African Americans seeking loans to buy homes are rejected at twice the rate of whites; 3.5 percent of black renters are able to buy their own homes, compared with 16.9 percent of whites. Black college enrollment declined in the 1980s, while one-fourth of black males were either in prison or on probation or parole.

 

Beating the System

These are a sampling of the facts. Part of our job is to make sure white people know them. But the problem is that if you are scared, you don’t necessarily want to be confused by the facts. And there are lots of scared white people in this country today — especially young whites. They are afraid for the future, and they have good reason to be. Economists have often noted that today’s white youth are the first generation of whites in the history of this country who cannot realistically look forward to a better future than their parents had. That makes them look for scapegoats — and scapegoating drives people to fascist movements.

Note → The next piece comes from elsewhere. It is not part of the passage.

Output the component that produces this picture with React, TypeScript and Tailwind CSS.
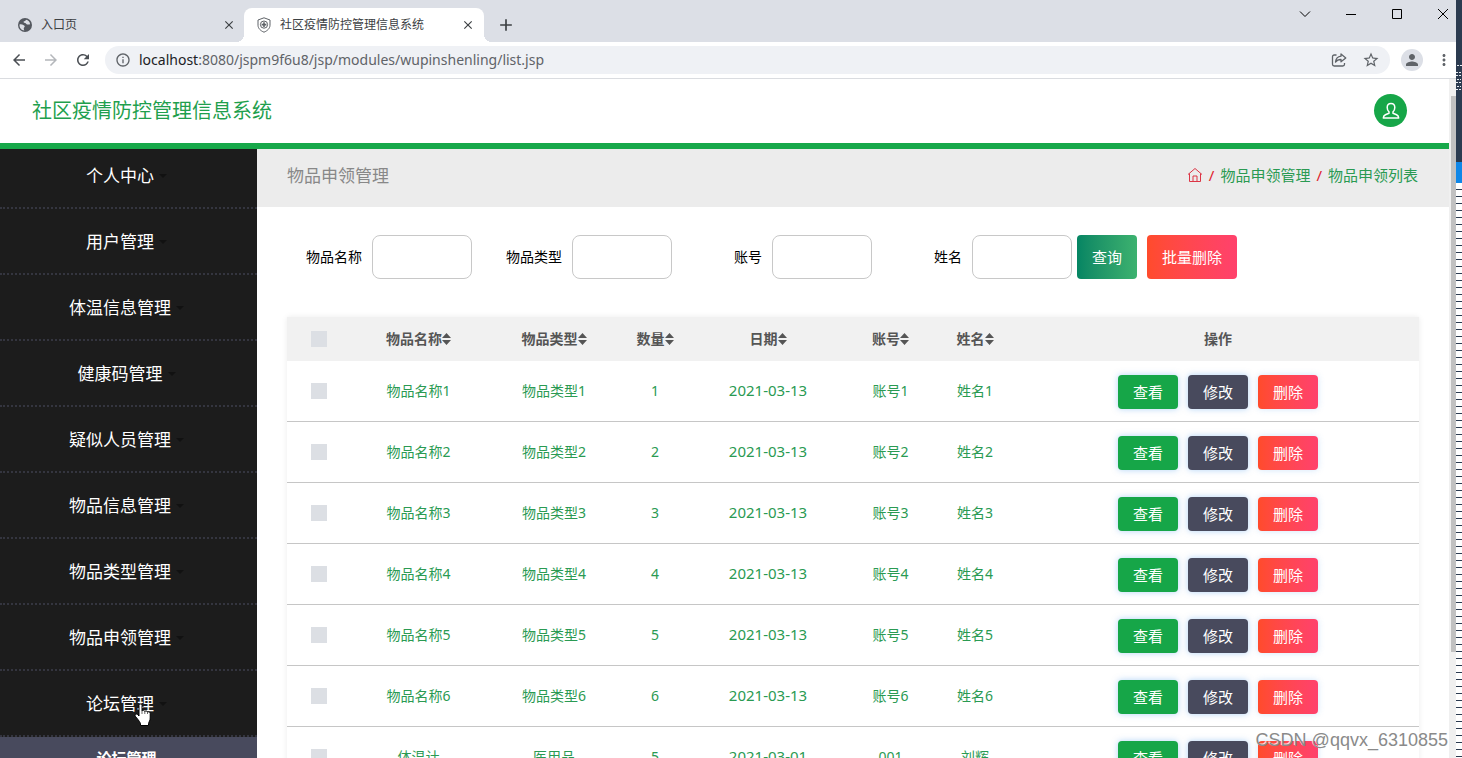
import React from "react";
import {
	MdArrowBack,
	MdArrowForward,
	MdClose,
	MdInfoOutline,
	MdMoreVert,
	MdPerson,
	MdRefresh,
	MdAdd,
	MdStarBorder,
} from "react-icons/md";

const menuItems = [
	"个人中心",
	"用户管理",
	"体温信息管理",
	"健康码管理",
	"疑似人员管理",
	"物品信息管理",
	"物品类型管理",
	"物品申领管理",
	"论坛管理",
];

const filters = [
	{ id: "wupinmingcheng", label: "物品名称" },
	{ id: "wupinleixing", label: "物品类型" },
	{ id: "zhanghao", label: "账号" },
	{ id: "xingming", label: "姓名" },
];

const columns = ["物品名称", "物品类型", "数量", "日期", "账号", "姓名"];

const rows = [
	{ name: "物品名称1", type: "物品类型1", count: 1, date: "2021-03-13", account: "账号1", user: "姓名1" },
	{ name: "物品名称2", type: "物品类型2", count: 2, date: "2021-03-13", account: "账号2", user: "姓名2" },
	{ name: "物品名称3", type: "物品类型3", count: 3, date: "2021-03-13", account: "账号3", user: "姓名3" },
	{ name: "物品名称4", type: "物品类型4", count: 4, date: "2021-03-13", account: "账号4", user: "姓名4" },
	{ name: "物品名称5", type: "物品类型5", count: 5, date: "2021-03-13", account: "账号5", user: "姓名5" },
	{ name: "物品名称6", type: "物品类型6", count: 6, date: "2021-03-13", account: "账号6", user: "姓名6" },
	{ name: "体温计", type: "医用品", count: 5, date: "2021-03-01", account: "001", user: "刘辉" },
];

function GlobeIcon() {
	return (
		<svg className="w-4 h-4" viewBox="0 0 16 16">
			<circle cx="8" cy="8" r="7" fill="#54585f" />
			<path
				d="M2.500 7.500c1.500-.6 3 .2 4.200.8 1.300.6 1.300 1.500.4 2.200-.6.500-.3 1.800.2 3C4.500 13.300 2.300 11 2.500 7.500zM9 2.700c-.3 1.200-1.600 1.200-2.300 1.900-.5.6.3 1.300 1.300 1.400 1.200.1 1.200 1.200 2.200 1.500 1 .3 2-.2 2.900-.3C12.900 4.900 11.300 3 9 2.700z"
				fill="#dcdfe6"
			/>
		</svg>
	);
}

function ShieldIcon() {
	return (
		<svg className="w-4 h-4 text-[#5f6368]" viewBox="0 0 16 16" fill="none" stroke="currentColor">
			<path d="M8 .8 14 3v5.200c0 3.200-2.600 5.600-6 7-3.400-1.400-6-3.800-6-7V3z" />
			<circle cx="8" cy="7.600" r="3.600" />
			<path d="M8 5.200v4.800M5.600 7.600h4.800" strokeWidth="1.600" />
		</svg>
	);
}

function ShareIcon() {
	return (
		<svg className="w-4 h-4 text-[#5f6368]" viewBox="0 0 16 16" fill="none" stroke="currentColor" strokeWidth="1.300" strokeLinejoin="round">
			<path d="M5.500 3H3.200C2.200 3 1.500 3.700 1.500 4.700v7.600c0 1 .7 1.700 1.700 1.700h8.600c1 0 1.700-.7 1.700-1.700V11" />
			<path d="M10 2l4.800 3.900L10 9.800V7.500c-2.600 0-4.200.7-5.500 2.600.3-3.400 2.200-5.500 5.500-5.900z" />
		</svg>
	);
}

function HomeIcon() {
	return (
		<svg className="w-4 h-4 text-[#dc3545]" viewBox="0 0 16 16" fill="none" stroke="currentColor">
			<path d="M1 7.500 8 1.500l7 6" />
			<path d="M2.500 6.500v8h11v-8" />
			<path d="M6 14.500V9h4v5.500" />
		</svg>
	);
}

function UserIcon() {
	return (
		<svg className="w-5 h-5 text-white" viewBox="0 0 20 20" fill="none" stroke="currentColor" strokeWidth="1.500" strokeLinejoin="round">
			<path d="M8 10.800C6.700 9.800 6.200 8.200 6.200 6.500 6.200 4.100 7.700 2.500 10 2.500s3.800 1.600 3.800 4c0 1.700-.5 3.300-1.800 4.300v1.400l3.600 1.500c1.300.6 2 1.500 2.100 3.300H2.300c.1-1.800.8-2.700 2.100-3.300L8 12.200z" />
		</svg>
	);
}

function SortIcon() {
	return (
		<svg className="inline-block w-[9px] h-3 align-[-1px]" viewBox="0 0 9 12" fill="currentColor">
			<path d="M4.500 0 9 5H0zM0 7h9l-4.500 5z" />
		</svg>
	);
}

function HandCursor() {
	return (
		<svg className="w-[18px] h-6" viewBox="0 0 18 24" fill="white" stroke="black">
			<path d="M5 2.500C5 .5 8 .5 8 2.500V8c.5-1 2.600-.8 2.800.5.600-1 2.500-.7 2.700.7.700-.8 2.700-.5 2.700 1.300V15c0 2.500-1.200 3.500-1.700 5.500v2H6.500v-2C5.500 18 3 15.500 1.300 13.200.300 11.800 2 10.300 3.500 11.500L5 13z" />
			<path d="M8 8v3M10.800 8.500V11M13.500 9.500V11" strokeWidth="0.600" />
		</svg>
	);
}

function TabStrip() {
	return (
		<div className="flex h-[42px] bg-[#dcdfe6] text-xs text-[#3c4043]">
			<div className="flex w-[244px] items-center pt-2 pl-[17px] pr-2">
				<GlobeIcon />
				<span className="flex-1 pl-2">入口页</span>
				<button type="button" aria-label="关闭标签页">
					<MdClose className="w-[14px] h-[14px]" />
				</button>
			</div>
			<div className="relative mt-2 flex w-60 items-center rounded-t-lg bg-white pl-3 pr-[9px]">
				{/* Curved feet of the active tab */}
				<span className="absolute bottom-0 -left-2 w-2 h-2 bg-[radial-gradient(circle_at_0_0,transparent_8px,white_8px)]" />
				<span className="absolute bottom-0 -right-2 w-2 h-2 bg-[radial-gradient(circle_at_100%_0,transparent_8px,white_8px)]" />
				<ShieldIcon />
				<span className="flex-1 pl-2">社区疫情防控管理信息系统</span>
				<button type="button" aria-label="关闭标签页">
					<MdClose className="w-[14px] h-[14px]" />
				</button>
			</div>
			<button type="button" aria-label="新标签页" className="mt-2 ml-3">
				<MdAdd className="w-5 h-5" />
			</button>
			<div className="ml-auto flex items-start gap-[34px] pt-2 pr-[7px] text-black">
				<button type="button" aria-label="搜索标签页">
					<svg className="w-3 h-3" viewBox="0 0 12 12" fill="none" stroke="currentColor">
						<path d="M1 3.500 6 8.500l5-5" />
					</svg>
				</button>
				<button type="button" aria-label="最小化">
					<svg className="w-3 h-3" viewBox="0 0 12 12" fill="none" stroke="currentColor">
						<path d="M1 6.500h10" />
					</svg>
				</button>
				<button type="button" aria-label="最大化">
					<svg className="w-3 h-3" viewBox="0 0 12 12" fill="none" stroke="currentColor">
						<path d="M1.500 1.500h9v9h-9z" />
					</svg>
				</button>
				<button type="button" aria-label="关闭">
					<svg className="w-3 h-3" viewBox="0 0 12 12" fill="none" stroke="currentColor">
						<path d="m1 1 10 10M11 1 1 11" />
					</svg>
				</button>
			</div>
		</div>
	);
}

function AddressBar() {
	return (
		<div className="flex h-[37px] items-center border-b border-[#dadce0] bg-white pl-[10px] pr-[3px] text-[#5f6368]">
			<div className="flex gap-[14px]">
				<button type="button" aria-label="后退" className="text-[#4b4f54]">
					<MdArrowBack className="w-[18px] h-[18px]" />
				</button>
				<button type="button" aria-label="前进" className="text-[#b4b7bb]">
					<MdArrowForward className="w-[18px] h-[18px]" />
				</button>
				<button type="button" aria-label="刷新" className="text-[#4b4f54]">
					<MdRefresh className="w-[18px] h-[18px]" />
				</button>
			</div>
			<div className="ml-[13px] flex h-7 flex-1 items-center rounded-full bg-[#eff1f5] px-[10px]">
				<MdInfoOutline className="w-4 h-4" />
				<div className="flex-1 pl-2 text-sm">
					<span className="text-[#202124]">localhost</span>
					:8080/jspm9f6u8/jsp/modules/wupinshenling/list.jsp
				</div>
				<button type="button" aria-label="分享">
					<ShareIcon />
				</button>
				<button type="button" aria-label="收藏" className="ml-[15px]">
					<MdStarBorder className="w-[18px] h-[18px]" />
				</button>
			</div>
			<button
				type="button"
				aria-label="用户"
				className="ml-[11px] flex w-[22px] h-[22px] items-center justify-center rounded-full bg-[#dcdfe6]"
			>
				<MdPerson className="w-[18px] h-[18px]" />
			</button>
			<button type="button" aria-label="菜单" className="ml-3">
				<MdMoreVert className="w-[18px] h-[18px]" />
			</button>
		</div>
	);
}

function Sidebar() {
	return (
		<nav className="w-[257px] shrink-0 bg-[#1c1c1c] text-[17px] leading-6 text-white">
			<ul>
				{menuItems.map((item) => (
					<li
						key={item}
						className="border-b-2 border-dotted border-[#34353f] pt-[21px] pb-[19px] first:pt-[15px]"
					>
						<a href="#" className="flex items-center justify-center">
							{item}
							<span className="ml-[5px] mr-1 border-x-4 border-t-4 border-x-transparent border-t-[#111]" />
						</a>
					</li>
				))}
			</ul>
			<ul className="bg-[#484a5d]">
				<li>
					<a href="#" className="block pt-[9px] pb-2 pr-1 text-center text-[15px] font-bold">
						论坛管理
					</a>
				</li>
			</ul>
		</nav>
	);
}

function SearchForm() {
	return (
		<form className="flex items-center pt-7 pl-[15px] text-sm text-black">
			{filters.map((filter) => (
				<div key={filter.id} className="flex items-center">
					<label htmlFor={filter.id} className="w-[100px] pr-[10px] text-right">
						{filter.label}
					</label>
					<input
						id={filter.id}
						type="text"
						className="w-[100px] h-11 rounded-lg border border-[#c8c8c8] bg-white px-2"
					/>
				</div>
			))}
			<button
				type="button"
				className="ml-[5px] h-11 rounded bg-gradient-to-r from-[#048563] to-[#3cb26f] px-[15px] pt-[2px] text-[15px] text-white"
			>
				查询
			</button>
			<button
				type="button"
				className="ml-[10px] h-11 rounded bg-gradient-to-r from-[#ff4b2b] to-[#ff416c] px-[15px] pt-[2px] text-[15px] text-white"
			>
				批量删除
			</button>
		</form>
	);
}

function RowCheckbox({ label }: { label: string }) {
	return (
		<input
			type="checkbox"
			aria-label={label}
			className="block mx-auto w-4 h-4 appearance-none bg-[#dcdfe4]"
		/>
	);
}

function ItemTable() {
	return (
		<div className="mx-[30px] mt-[38px] shadow-[0_0_6px_rgba(0,0,0,0.08)]">
			<table className="w-full table-fixed border-separate border-spacing-0 text-center text-sm">
				<colgroup>
					<col className="w-16" />
					<col className="w-[135px]" />
					<col className="w-[136px]" />
					<col className="w-[66px]" />
					<col className="w-[160px]" />
					<col className="w-[85px]" />
					<col className="w-[84px]" />
					<col />
				</colgroup>
				<thead>
					<tr className="h-11 bg-[#f1f1f1] text-[#555]">
						<th>
							<RowCheckbox label="全选" />
						</th>
						{columns.map((column) => (
							<th key={column} className="font-bold whitespace-nowrap">
								{column}
								<SortIcon />
							</th>
						))}
						<th className="font-bold">操作</th>
					</tr>
				</thead>
				<tbody>
					{rows.map((row) => (
						<tr key={row.name} className="h-[61px] text-[#2a9a52] [&>td]:border-b [&>td]:border-[#c6c6c6]">
							<td>
								<RowCheckbox label={row.name} />
							</td>
							<td>{row.name}</td>
							<td>{row.type}</td>
							<td>{row.count}</td>
							<td className="text-[15px]">{row.date}</td>
							<td>{row.account}</td>
							<td>{row.user}</td>
							<td>
								<div className="flex justify-center gap-[10px] pt-[2px] text-[15px] text-white">
									<button
										type="button"
										className="w-[60px] h-[34px] rounded bg-[#16a648] pt-[2px] shadow-[0_0_6px_rgba(100,170,240,0.5)]"
									>
										查看
									</button>
									<button
										type="button"
										className="w-[60px] h-[34px] rounded bg-[#484a5d] pt-[2px] shadow-[0_0_6px_rgba(100,170,240,0.5)]"
									>
										修改
									</button>
									<button
										type="button"
										className="w-[60px] h-[34px] rounded bg-gradient-to-r from-[#ff4b2b] to-[#ff416c] pt-[2px] shadow-[0_0_6px_rgba(100,170,240,0.3)]"
									>
										删除
									</button>
								</div>
							</td>
						</tr>
					))}
				</tbody>
			</table>
		</div>
	);
}

function App() {
	return (
		<div className="relative flex h-screen overflow-hidden bg-white font-['Noto_Sans','Noto_Sans_CJK_SC',sans-serif]">
			<div className="flex min-w-0 flex-1 flex-col">
				<TabStrip />
				<AddressBar />
				<div className="flex min-h-0 flex-1">
					<div className="min-w-0 flex-1 overflow-hidden">
						<header className="flex h-[70px] items-start justify-between border-b-6 border-[#17a84a] pt-[15px] pl-8 pr-[42px]">
							<h1 className="pt-[3px] text-xl text-[#1f9f4d]">社区疫情防控管理信息系统</h1>
							<button
								type="button"
								aria-label="个人中心"
								className="flex w-[33px] h-[33px] items-center justify-center rounded-full bg-[#16a648]"
							>
								<UserIcon />
							</button>
						</header>
						<div className="flex">
							<Sidebar />
							<main className="min-w-0 flex-1">
								<div className="flex h-[58px] items-start justify-between bg-[#ececec] pt-[14px] pl-[30px] pr-[31px] leading-6">
									<h2 className="pt-px text-[17px] text-[#888]">物品申领管理</h2>
									<div className="flex items-center gap-[6px] text-[15px] text-[#2a9a52]">
										<a href="#" aria-label="首页">
											<HomeIcon />
										</a>
										<span className="text-[#e0202c]">/</span>
										<a href="#">物品申领管理</a>
										<span className="text-[#e0202c]">/</span>
										<span>物品申领列表</span>
									</div>
								</div>
								<SearchForm />
								<ItemTable />
							</main>
						</div>
					</div>
					{/* Scrollbar */}
					<div className="w-[7px] bg-[#f0f0f0] pt-[17px] pl-[2px]">
						<div className="h-[84%] bg-[#c1c1c1]" />
					</div>
				</div>
			</div>

			{/* Editor window showing behind the browser */}
			<div className="flex w-[6px] shrink-0 flex-col bg-[#2b3b50]">
				<svg className="h-[162px] w-full" viewBox="0 0 6 162" stroke="#e8edf2" strokeDasharray="2 1">
					<path d="M1 65.500h5M0 72.500h5M0 75.500h6M1 79.500h4M0 82.500h6M1 86.500h4M0 89.500h6" />
				</svg>
				<div className="h-[21px] bg-[#0f87e8]" />
				<div className="flex-1 bg-[repeating-linear-gradient(white_0px,white_6px,#2b3b50_6px,#2b3b50_7px)]" />
			</div>

			<div className="pointer-events-none absolute top-[703px] left-[134px]">
				<HandCursor />
			</div>
			<div className="pointer-events-none absolute right-[14px] bottom-1 font-['Liberation_Sans',sans-serif] text-lg leading-7 text-[#8a8a8a] [text-shadow:-1px_-1px_0_rgba(255,255,255,0.8)]">
				CSDN @qqvx_6310855
			</div>
		</div>
	);
}

export default App;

It seems to me that people who buy the reverse discrimination myth assume that if things are going to be rough, at least they should get the best. In effect, they are counting on their white skin to enable them to beat the system. This is immoral of course. But today it is also impractical, because most of them will not beat the system. It’s a little like buying a lottery ticket instead of food for the kids, thinking you’ll hit the jackpot.

We’ve got to find a way to tell people effectively that it is possible to beat the system, but only if we stick together — by working in a way that is fair to everyone. We have a great chance to talk to people about this right now, because the myth of reverse discrimination is at the heart of the debate over the 1991 Civil Rights Bill. We need to stop being on the defensive about that bill — talking about how it’s not about quotas. Let’s talk about what it is, and that’s fairness.

That’s what affirmative action really means: fairness.

Unions can give leadership on this question, because unions at their best have built their strength on fairness. If a union contract is fair to everyone, people stay united and strong. If all the people left out of the American Dream unite around a program of fairness to all, we’ll win, and we’ll all beat the system.

But to do that, we have to confront the other big myth — the idea that we can ignore race in our organizing.

There used to be a saying, “Black and white, unite and fight.” That’s a good slogan, but it’s not that simple. Black and white cannot unite until whites deal with racism.

There’s a catchy phrase speakers like to use; I’ve heard it many times in recent years: “We may have come over on different ships, but we’re all in the same boat now.” People always applaud, sometimes both African Americans and whites applaud. But this saying is not a very good slogan either. In the first place, it insults some of our brothers and sisters who didn’t “come over on ships” at all, Native Americans. But beyond that, white and black people are just not in the same boat in this country, as the statistics I’ve mentioned prove.

In all of our movements, let’s face the facts: People of color in this country are being devastated, and a whole generation of young African Americans is being lost. Let’s all of us take on the job of changing that situation. Then we can build both labor and community movements that are based on fairness. And movements based on fairness will be strong — and we will all win, for ourselves and for our children and grandchildren.